Brantlinger is not the only recent writer who would have us believe that Burton was an ardent imperialist who wanted to extend British dominion. Edward Rice's popular biography of Burton, which advertises its bias in the subtitle The Secret Agent Who Made the Pilgrimage to Mecca, Discovered the Kama Sutra, and Brought the Arabian Nights to the West, concludes that Burton played an important if ambiguous role in British colonization and suggests that it is no coincidence that virtually everywhere Burton traveled became a section of the world that came under British sway.

Finally, Burton scholar James Casada, in his unpublished dissertation "The Imperialism of Exploration: British Explorers and East Africa, 1856-1890," does not argue for Burton's active role in the exploitation of Africa as Brantlinger and Rice seem to, but he does outline the state interests and government funding that underwrote Burton's exploration. While Casada believes that Burton was, of the British explorers, the least interested in trade exploitation of Africa, he also notes the interest of both the government and the Royal Geographical Society in knowing the economic and geopolitical status of the African territories through which Burton traveled, making Burton at the very least a semi-official representative of the British government.

Other scholars charging Burton with imperialism are less interested in the political Burton than the rhetorical. Following the theoretical line proposed by Edward Said, many students of colonial literature analyze the depiction of Africa and Africans in Burton's writings and align him with other European imperialists because of his feelings of superiority toward the people he encounters and his appropriation of the natural landscape through his description of it. Both Mary Louise Pratt's Imperial Eyes: Travel Writing and Transculturation and David Spurr's The Rhetoric of Empire use Burton to illustrate the "master-of-all-I-survey" school of travel-writing, which, according to Pratt--who analyzes Burton's description of his first sighting of Lake Tanganyika at considerable length--allows the writer to represent the value of the discovery for the "home culture, at the same time as its esthetic deficiencies suggest a need for social and material intervention by the home culture." These writers suggest that Burton was a prisoner of his culture whose responses to what he encountered on his journeys must all be studied through the screen of that culture.

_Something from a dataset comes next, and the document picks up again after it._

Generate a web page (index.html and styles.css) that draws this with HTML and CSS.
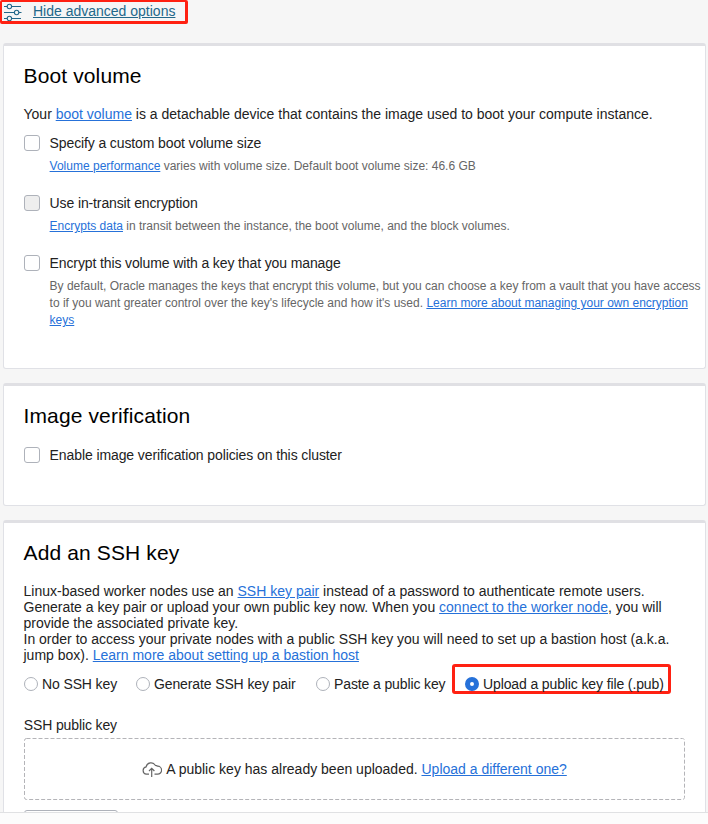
FILE: index.html
```html
<!DOCTYPE html>
<html lang="en">
<head>
<meta charset="utf-8">
<title>Advanced options</title>
<link rel="stylesheet" href="styles.css">
</head>
<body>
<main class="content">
  <a class="toggle">
    <svg class="sliders" width="18" height="18" viewBox="0 0 18 18" fill="none" stroke="currentColor" stroke-width="1.1">
      <path d="M0 3.500h3.200M7.600 3.500h9.400M0 9.500h10.200M15 9.500h2.500M0 15.500h3.200M7.600 15.500h9.400"/>
      <circle cx="5.400" cy="3.500" r="2.200"/><circle cx="12.600" cy="9.500" r="2.200"/><circle cx="5.400" cy="15.500" r="2.200"/>
    </svg>
    <span class="toggle-text">Hide advanced options</span>
  </a>

  <section class="card boot">
    <h2>Boot volume</h2>
    <p class="intro">Your <a>boot volume</a> is a detachable device that contains the image used to boot your compute instance.</p>
    <div class="option">
      <span class="checkbox"></span>
      <div>
        <div class="label">Specify a custom boot volume size</div>
        <p class="hint"><a>Volume performance</a> varies with volume size. Default boot volume size: 46.6 GB</p>
      </div>
    </div>
    <div class="option">
      <span class="checkbox disabled"></span>
      <div>
        <div class="label">Use in-transit encryption</div>
        <p class="hint"><a>Encrypts data</a> in transit between the instance, the boot volume, and the block volumes.</p>
      </div>
    </div>
    <div class="option">
      <span class="checkbox"></span>
      <div>
        <div class="label">Encrypt this volume with a key that you manage</div>
        <p class="hint">By default, Oracle manages the keys that encrypt this volume, but you can choose a key from a vault that you have access<br>to if you want greater control over the key's lifecycle and how it's used. <a>Learn more about managing your own encryption<br>keys</a></p>
      </div>
    </div>
  </section>

  <section class="card verification">
    <h2>Image verification</h2>
    <div class="option">
      <span class="checkbox"></span>
      <div class="label">Enable image verification policies on this cluster</div>
    </div>
  </section>

  <section class="card ssh">
    <h2>Add an SSH key</h2>
    <p class="description">Linux-based worker nodes use an <a>SSH key pair</a> instead of a password to authenticate remote users.<br>Generate a key pair or upload your own public key now. When you <a>connect to the worker node</a>, you will<br>provide the associated private key.<br>In order to access your private nodes with a public SSH key you will need to set up a bastion host (a.k.a.<br>jump box). <a>Learn more about setting up a bastion host</a></p>
    <div class="radios">
      <div class="choice none"><span class="radio"></span>No SSH key</div>
      <div class="choice generate"><span class="radio"></span>Generate SSH key pair</div>
      <div class="choice paste"><span class="radio"></span>Paste a public key</div>
      <div class="choice highlighted"><span class="radio selected"></span>Upload a public key file (.pub)</div>
    </div>
    <div class="field-label">SSH public key</div>
    <div class="dropzone">
      <svg class="dash" width="661" height="62"><rect x=".5" y=".5" width="660" height="61" rx="2"/></svg>
      <svg class="cloud" width="20" height="17" viewBox="0 0 20 17" fill="none" stroke="#666" stroke-width="1.200">
        <path d="M7 13.200H4.400A3.700 3.700 0 0 1 4.100 5.900A5 5 0 0 1 13.300 4.300A4.500 4.500 0 0 1 15.600 5.200A4 4 0 0 1 15.600 13.200H12.500M9.700 16V7.300M7 10l2.700-2.700L12.400 10"/>
      </svg>
      <span>A public key has already been uploaded. <a>Upload a different one?</a></span>
    </div>
    <div class="button"></div>
  </section>
</main>
<footer class="footer"></footer>
</body>
</html>
```
FILE: styles.css
```css
* { box-sizing: border-box; }
body {
  margin: 0;
  height: 824px;
  overflow: hidden;
  background: #f6f6f6;
  color: #222;
  font: 14px/16px "Liberation Sans", Arial, sans-serif;
}
h2, p { margin: 0; }
a { color: #2671d9; text-decoration: underline; }
.content {
  height: 812px;
  overflow: hidden;
  padding-right: 2px;
}
.toggle {
  display: flex;
  align-items: center;
  width: 188px;
  height: 24px;
  padding-left: 2px;
  border: 3px solid #ff2112;
  border-width: 2px 3px 3px 2px;
  border-radius: 2px;
  color: #22688a;
  text-decoration: none;
}
.sliders { margin-top: 1px; }
.toggle-text { margin: -1px 0 0 11px; text-decoration: underline; }
.card {
  margin: 0 0 14px 3px;
  padding: 0 0 0 20px;
  background: #fff;
  border: 1px solid #e0e1e6;
  border-top: 3px solid #e0e0e4;
  border-radius: 3px;
}
.boot { height: 326px; margin-top: 19px; }
.verification { height: 123px; }
.ssh { height: 320px; }
h2 {
  padding-top: 18px;
  margin-left: -.5px;
  font-size: 21px;
  font-weight: 400;
  line-height: 24px;
  letter-spacing: .13px;
  color: #000;
}
.intro { margin: 18px 0 13px -.5px; }
.option { display: flex; gap: 9.6px; height: 60px; }
.checkbox {
  flex: none;
  width: 16px;
  height: 16px;
  border: 1px solid #aeb2ba;
  border-radius: 3px;
}
.disabled { background: #eee; }
.label, .choice, .field-label { letter-spacing: -.12px; }
.hint {
  margin-top: 7px;
  font-size: 12px;
  line-height: 17px;
  color: #666;
  white-space: nowrap;
}
.verification .option { margin-top: 19px; }
.verification .label { letter-spacing: -.1px; }
.description { margin: 18px 0 0 -.5px; white-space: nowrap; }
.radios { display: flex; height: 30px; margin-top: 1px; }
.choice { display: flex; align-items: center; gap: 4px; padding-top: 9px; height: 30px; white-space: nowrap; }
.none { width: 112px; }
.generate { width: 180px; }
.paste { width: 136px; }
.radio {
  flex: none;
  width: 14px;
  height: 14px;
  border: 1px solid #aeb2ba;
  border-radius: 50%;
}
.selected { border: 5px solid #2671d9; }
.highlighted {
  width: 219px;
  padding: 10px 0 0 10px;
  border: 3px solid #ff2112;
  border-radius: 3px;
}
.field-label { margin: 23px 0 0 -.3px; }
.dropzone {
  position: relative;
  display: flex;
  align-items: center;
  justify-content: center;
  gap: 4px;
  width: 661px;
  height: 62px;
  margin-top: 5px;
}
.dash { position: absolute; inset: 0; }
.dash rect { fill: none; stroke: #b4b4b8; stroke-dasharray: 4 2; }
.button {
  width: 94px;
  height: 32px;
  margin-top: 10px;
  border: 1px solid #aeb2ba;
  border-radius: 3px;
}
.footer { height: 12px; border-top: 1px solid #e0e1e3; background: #fcfcfc; }
```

These scholars point out that Burton is dependent upon his experience--the cultural baggage he carries with him, reluctantly or enthusiastically--to describe what he sees. It is also true, however, that if Burton wishes to communicate with his readers, he is limited to descriptions which they may visualize and comparisons they can understand, again problematizing our thinking about him.

The imperial Burton is not the only contemporary Burton to be found, even though he may be the most interesting to those who participate in politically charged criticism of Victorian writing. In the popular mind, Burton has undergone a transformation in the opposite direction: where the imperial Burtonists would emphasize those characteristics that make Burton a man of his age, the twentieth-century Burtonists would emphasize those qualities that remove him from it and align him more closely with ours, a view which is equally distorted. This view comes primarily from the 1990 motion picture Mountains of the Moon and its source material, William Harrison's 1982 historical novel Burton and Speke. In the novel, Burton is presented as foil to the always imperialistic Speke. Burton is a character who says such things as "The goal of every journey ... is to explore oneself in new surroundings" and "I'm just not as sure of our superiority as you," while Speke mumbles such things as "We could do for Africa what we've done for India.... We brought in a productive civilization--and therefore a superior one." Burton defends the rights of natives, befriends them, dances with them. To stack the deck even further, this twentieth-century Burton is made a lusty lover of all life, not to mention women of all shapes, sizes, colors, and creeds, while Speke is depicted as a sadistic hunter, pederast, and homosexual.

These contrasts between the two men are brought out most dramatically in the climactic scene of Mountains of the Moon, which cuts between Burton delivering a speech before the Geographical Society and Speke hunting on the afternoon during which he fatally shoots himself. The juxtaposition of the speech (which is supported subliminally with stirring music and shots of fascinated listeners in the audience) and Speke's death (which is presented in both the novel and film as a suicide) summarizes both characters: Speke the hunter and killer who ultimately reveals his weakness, and Burton the empathic and enlightened advocate of other cultures.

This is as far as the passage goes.